In the Banner of Feb. 17th is an article beginning: “Moncure D. Conway sticks to it that the Juggernaut suicides are the fiction of missionary imagination.” Some twenty years ago I know Rev. William Adam, born in Scotland, a graduate of Edinburgh University, a Baptist missionary in Hindostan, then editor of the Calcutta Gazette, the able and influential organ of the English residents in India, and afterward Professor of Sanscrit and Oriental Literature in Harvard University, Cambridge, Mass. Не was an accomplished linguist, could speak the Cingalese or common language of the Hindoos with ease, and twenty years residence in India had made him familiar, of course, with the habits, customs and religion of the people.
 
He assisted Rahmohun Roy in translating the Moral Precepts of Jesus for the use of the natives, and the comments and arguments of that eminent Brahmin philosopher and reformer made him a liberal Unitarian, and closed his Baptist missionary work.
 
Mr.
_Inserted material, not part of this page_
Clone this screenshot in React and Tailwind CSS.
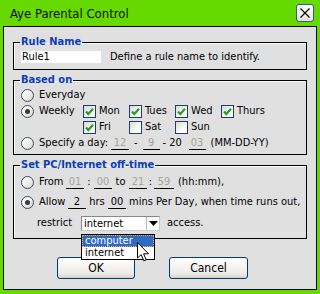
import React from 'react'

/* XP-ish form bits */
function Radio({ checked }) {
  return (
    <span className="w-[13px] h-[13px] shrink-0 rounded-full border border-[#3b4d62] bg-[linear-gradient(135deg,#ffffff_20%,#d4d4cc)] flex items-center justify-center">
      {checked && <span className="w-[5px] h-[5px] rounded-full bg-[#3a3a3a]" />}
    </span>
  )
}

function Check({ checked, label }) {
  return (
    <span className="w-[46px] flex items-center shrink-0">
      <span className="w-[13px] h-[13px] shrink-0 border border-[#1c3f6e] bg-[linear-gradient(135deg,#d8d8d2,#ffffff_70%)] flex items-center justify-center">
        {checked && (
          <svg width="11" height="11" viewBox="0 0 11 11">
            <path d="M2 5.5 L4.3 8 L9 2.8" fill="none" stroke="#21a121" strokeWidth="2.2" />
          </svg>
        )}
      </span>
      <span className="ml-[3px]">{label}</span>
    </span>
  )
}

function Field({ w = 18, value, dim = true }) {
  return (
    <span
      className={`h-[13px] leading-[12px] border-b border-black text-center shrink-0 ${dim ? 'text-[#a8a494]' : 'text-black'}`}
      style={{ width: w }}
    >
      {value}
    </span>
  )
}

function Group({ title, className = '', children }) {
  return (
    <fieldset className={`mx-[9px] border border-black shadow-[inset_1px_1px_0_#fff] pl-[7px] ${className}`}>
      <legend className="px-[1px] -ml-[1px] text-[11px] font-bold leading-[14px] text-[#0b3db8]">{title}</legend>
      {children}
    </fieldset>
  )
}

export default function App() {
  return (
    <div className="w-[320px] h-[294px] bg-[#66d900] flex flex-col px-[3px] pb-[4px] text-[11px] text-black font-['DejaVu_Sans_Condensed','Liberation_Sans',sans-serif]">
      {/* title bar */}
      <div className="h-[26px] flex items-center justify-between pl-[7px] pr-[3px] shrink-0">
        <span className="text-[13px] text-[#111] pt-[1px]">Aye Parental Control</span>
        <button className="w-[18px] h-[18px] rounded-[3px] border border-[#3a5a8c] bg-[linear-gradient(#ffffff,#e4e4de)] flex items-center justify-center">
          <svg width="12" height="12" viewBox="0 0 12 12">
            <path d="M1.5 1.5 L10.5 10.5 M10.5 1.5 L1.5 10.5" stroke="#000" strokeWidth="1.2" />
          </svg>
        </button>
      </div>

      <div className="flex-1 border border-black bg-[#e0e0e0] pt-[8px]">
        <Group title="Rule Name" className="pb-[6px]">
          <div className="flex items-center h-[12px] mt-[2px]">
            <span className="w-[80px] h-[12px] leading-[12px] bg-white pl-[1px]">Rule1</span>
            <span className="ml-[9px]">Define a rule name to identify.</span>
          </div>
        </Group>

        <Group title="Based on" className="mt-[3px] pb-[3px]">
          <div className="flex items-center h-[16px] gap-[5px]">
            <Radio />
            <span>Everyday</span>
          </div>
          <div className="flex items-center h-[17px]">
            <span className="w-[62px] flex items-center gap-[5px] shrink-0">
              <Radio checked />
              <span>Weekly</span>
            </span>
            <Check checked label="Mon" />
            <Check checked label="Tues" />
            <Check checked label="Wed" />
            <Check checked label="Thurs" />
          </div>
          <div className="flex items-center h-[15px] pl-[62px]">
            <Check checked label="Fri" />
            <Check label="Sat" />
            <Check label="Sun" />
          </div>
          <div className="flex items-center h-[16px]">
            <Radio />
            <span className="ml-[5px] w-[72px]">Specify a day:</span>
            <Field value="12" />
            <span className="mx-[5px]">-</span>
            <Field w={17} value="9" />
            <span className="ml-[3px] w-[26px]">- 20</span>
            <Field w={17} value="03" />
            <span className="ml-[5px]">(MM-DD-YY)</span>
          </div>
        </Group>

        <Group title="Set PC/Internet off-time" className="mt-[3px] pb-[4px]">
          <div className="flex items-center h-[20px]">
            <Radio />
            <span className="ml-[5px] w-[27px]">From</span>
            <Field value="01" />
            <span className="w-[10px] text-center">:</span>
            <Field value="00" />
            <span className="w-[17px] text-center">to</span>
            <Field value="21" />
            <span className="w-[7px] text-center">:</span>
            <Field w={20} value="59" />
            <span className="ml-[4px]">(hh:mm),</span>
          </div>
          <div className="flex items-center h-[20px]">
            <Radio checked />
            <span className="ml-[5px] w-[29px]">Allow</span>
            <Field value="2" dim={false} />
            <span className="w-[22px] text-center">hrs</span>
            <Field value="00" dim={false} />
            <span className="ml-[3px] whitespace-nowrap">mins Per Day, when time runs out,</span>
          </div>
          <div className="flex items-center h-[22px] pl-[16px]">
            <span className="w-[44px]">restrict</span>
            <span className="relative w-[79px] h-[15px] border border-[#888] border-r-[#ccc] border-b-[#ccc] bg-white flex items-center">
              <span className="flex-1 pl-[2px] leading-[13px]">internet</span>
              <span className="w-[13px] h-[13px] flex items-center justify-center border-l border-[#bbb]">
                <svg width="9" height="5" viewBox="0 0 9 5"><path d="M0 0 H9 L4.5 5 Z" fill="#000" /></svg>
              </span>
              {/* open list */}
              <span className="absolute left-[-1px] top-[17px] w-[74px] border border-black bg-white flex flex-col z-10">
                <span className="h-[12px] leading-[10px] pl-[2px] bg-[#316ac5] text-white border border-dotted border-[#f0b050]">computer</span>
                <span className="h-[12px] leading-[12px] pl-[3px]">internet</span>
              </span>
              {/* mouse pointer */}
              <svg className="absolute left-[55px] top-[25px] z-20" width="13" height="20" viewBox="0 0 13 20">
                <path d="M0.5 0.5 V16 L4.2 12.6 L6.8 18.8 L9.2 17.8 L6.6 11.8 H11.5 Z" fill="#fff" stroke="#000" strokeWidth="1" />
              </svg>
            </span>
            <span className="ml-[7px]">access.</span>
          </div>
        </Group>

        <div className="flex mt-[18px] pl-[53px] gap-[34px]">
          <button className="w-[78px] h-[22px] rounded-[3px] border border-[#003c74] bg-[linear-gradient(#ffffff,#ecebe6_80%,#d6d0c5)] text-[12px]">OK</button>
          <button className="w-[79px] h-[22px] rounded-[3px] border border-[#003c74] bg-[linear-gradient(#ffffff,#ecebe6_80%,#d6d0c5)] text-[12px]">Cancel</button>
        </div>
      </div>
    </div>
  )
}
Adam told me he had attended the great festivals of Juggernaut, and that human sacrifices, or bloody rites of any kind, were unknown, for the good reason that the god was one whose attributes were love and the preservation of life, and the only offerings to him were fruits and flowers. If pilgrims were ever crushed and trampled to death in the vast crowd, it was by accident, and no part of the ceremonies or worship.
 
Thus Mr. Conway is confirmed by an eminent authority, and is as right and clear on this matter as he is wrong and muddy on Spiritualism.
 
Yours truly,              {{Style P-Signature in capitals| G. B. Stebbins.}}
 
''Sturgis, Mich., Feb. 22d. ''1877.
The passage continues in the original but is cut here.